■ **What the task requires**
Read the lines that follow and pick out every one containing the word "this".

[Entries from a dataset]
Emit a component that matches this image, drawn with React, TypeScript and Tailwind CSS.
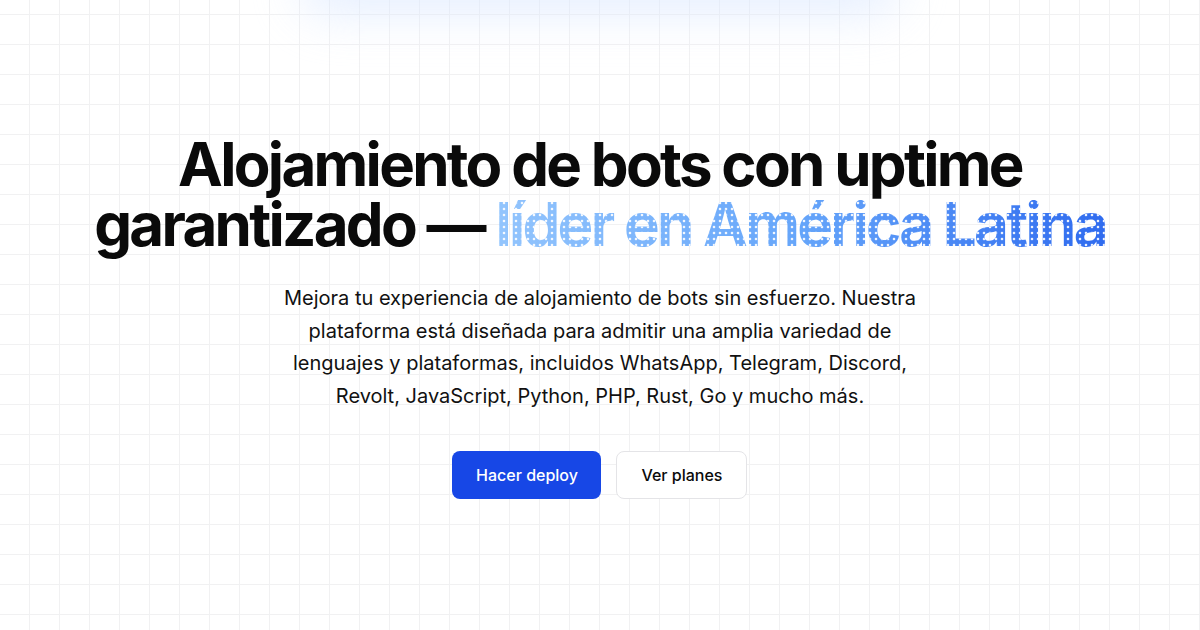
export default function App() {
  return (
    <div
      className="relative min-h-[630px] w-full overflow-hidden bg-white flex flex-col items-center pt-[134px]"
      style={{ fontFamily: "Inter, 'Noto Sans', sans-serif" }}
    >
      {/* faint grid backdrop */}
      <div className="pointer-events-none absolute inset-0 bg-[linear-gradient(to_right,#f1f1f2_1px,transparent_1px),linear-gradient(to_bottom,#f1f1f2_1px,transparent_1px)] bg-[size:30px_30px] bg-[position:29px_14px]" />
      {/* soft glow at the top */}
      <div className="pointer-events-none absolute left-1/2 top-[-46px] h-[60px] w-[600px] -translate-x-1/2 rounded-full bg-[#dbe8ff] opacity-70 blur-xl" />

      <div className="relative flex flex-col items-center text-center">
        <h1 className="text-[60px] font-bold leading-[60px] tracking-[-0.045em] text-[#0a0a0a]">
          Alojamiento de bots con uptime
          <br />
          garantizado —{" "}
          <span className="bg-[radial-gradient(circle,rgba(255,255,255,0.9)_0.9px,transparent_1.7px),linear-gradient(to_right,#93c5fd,#65a5fa_50%,#2f6bef)] bg-[size:6px_6px,100%_100%] bg-clip-text text-transparent">
            líder en América Latina
          </span>
        </h1>

        <p className="mt-[28px] max-w-[640px] text-[20px] leading-[32.5px] text-[#111111]">
          Mejora tu experiencia de alojamiento de bots sin esfuerzo. Nuestra
          plataforma está diseñada para admitir una amplia variedad de
          lenguajes y plataformas, incluidos WhatsApp, Telegram, Discord,
          Revolt, JavaScript, Python, PHP, Rust, Go y mucho más.
        </p>

        <div className="mt-[39px] flex items-center gap-[15px]">
          <button className="h-12 w-[149px] rounded-lg bg-[#1747e6] text-[16px] font-medium text-white">
            Hacer deploy
          </button>
          <button className="h-12 w-[131px] rounded-lg border border-[#e4e4e7] bg-white text-[16px] font-medium text-[#0a0a0a]">
            Ver planes
          </button>
        </div>
      </div>
    </div>
  );
}
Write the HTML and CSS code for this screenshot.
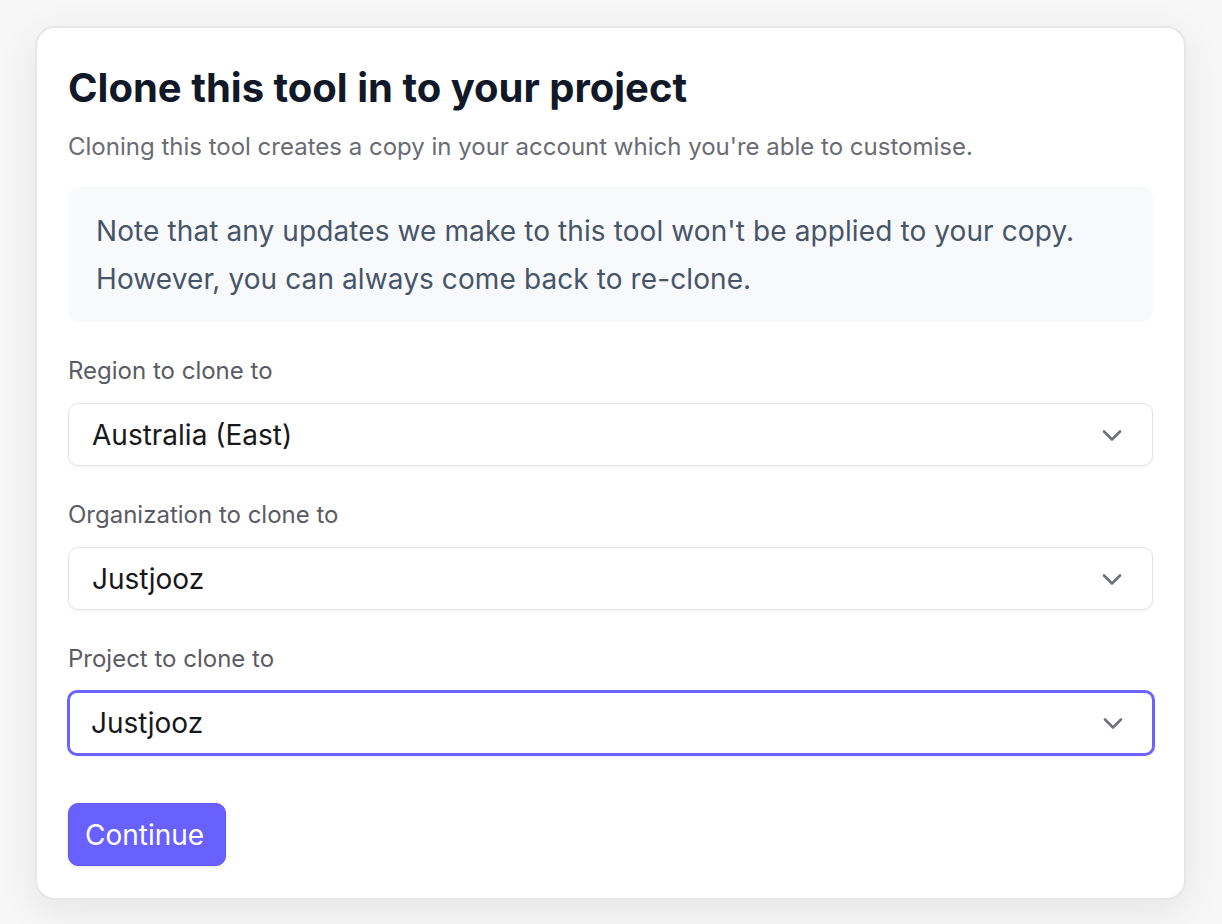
FILE: index.html
```html
<!DOCTYPE html>
<html lang="en">
<head>
    <meta charset="UTF-8">
    <meta name="viewport" content="width=device-width, initial-scale=1.0">
    <title>Clone tool</title>
    <link rel="stylesheet" href="styles.css">
</head>
<body>

<div class="backdrop">
    <div class="modal">
        <h1>Clone this tool in to your project</h1>
        <p class="subtitle">Cloning this tool creates a copy in your account which you're able to customise.</p>

        <div class="note">
            Note that any updates we make to this tool won't be applied to your copy.<br>
            However, you can always come back to re-clone.
        </div>

        <!-- Clone options -->
        <div class="field">
            <label for="region">Region to clone to</label>
            <div class="select">
                <span>Australia (East)</span>
                <svg class="chevron" viewBox="0 0 24 24" fill="none" stroke="currentColor" stroke-width="2.6" stroke-linecap="round" stroke-linejoin="round"><path d="M4 8.5l8 8 8-8"/></svg>
            </div>
        </div>

        <div class="field">
            <label for="org">Organization to clone to</label>
            <div class="select">
                <span>Justjooz</span>
                <svg class="chevron" viewBox="0 0 24 24" fill="none" stroke="currentColor" stroke-width="2.6" stroke-linecap="round" stroke-linejoin="round"><path d="M4 8.5l8 8 8-8"/></svg>
            </div>
        </div>

        <div class="field">
            <label for="project">Project to clone to</label>
            <div class="select focused">
                <span>Justjooz</span>
                <svg class="chevron" viewBox="0 0 24 24" fill="none" stroke="currentColor" stroke-width="2.6" stroke-linecap="round" stroke-linejoin="round"><path d="M4 8.5l8 8 8-8"/></svg>
            </div>
        </div>

        <button class="continue-btn">Continue</button>
    </div>
</div>

</body>
</html>
```

FILE: styles.css
```css
/* Basic styling */
body {
    font-family: Inter, "Noto Sans", sans-serif;
    background-color: #f7f7f8;
    margin: 0;
    padding: 0;
}
.backdrop {
    padding: 26px 36px 24px 35px;
}
.modal {
    background-color: #fff;
    border: 2px solid #e7e7e9;
    border-radius: 20px;
    padding: 36px 31px 32px 31px;
    box-shadow: 0 10px 40px rgba(0, 0, 0, 0.08);
}
h1 {
    margin: 0;
    font-size: 40px;
    font-weight: 700;
    color: #111827;
    line-height: 48px;
}
.subtitle {
    margin: 20px 0 0 0;
    font-size: 24px;
    color: #6b6b73;
    line-height: 30px;
}
.note {
    margin-top: 25px;
    background-color: #f8f9fb;
    border-radius: 12px;
    padding: 20px 28px 19px 28px;
    font-size: 28px;
    letter-spacing: 0.1px;
    line-height: 48px;
    color: #475569;
}
.field {
    margin-top: 34px;
}
.field label {
    display: block;
    font-size: 24px;
    color: #5b5b63;
    line-height: 30px;
    margin-bottom: 17px;
}
.select {
    box-sizing: border-box;
    display: flex;
    align-items: center;
    justify-content: space-between;
    height: 63px;
    padding: 0 28px 0 23px;
    border: 1.5px solid #e4e4e7;
    border-radius: 10px;
    box-shadow: 0 1px 3px rgba(0, 0, 0, 0.05);
    font-size: 28px;
    color: #18181b;
}
.select.focused {
    height: 66px;
    border: 3px solid #6c63ff;
    padding: 0 26.5px 0 21.5px;
    margin: -1.5px -1.5px;
}
.chevron {
    width: 24px;
    height: 24px;
    color: #71717a;
}
.continue-btn {
    margin-top: 49px;
    padding: 0 21px 0 16px;
    height: 63px;
    background-color: #6961ff;
    color: white;
    border: 1px solid #5f57f0;
    border-radius: 10px;
    font-family: Inter, sans-serif;
    font-size: 28px;
    cursor: pointer;
    box-shadow: 0 2px 4px rgba(0, 0, 0, 0.08);
}
```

■ **Task answer**
Emit a component that matches this image, drawn with React, TypeScript and Tailwind CSS.
Write the HTML and CSS code for this screenshot.
        <h1>Clone this tool in to your project</h1>
        <p class="subtitle">Cloning this tool creates a copy in your account which you're able to customise.</p>
            Note that any updates we make to this tool won't be applied to your copy.<br>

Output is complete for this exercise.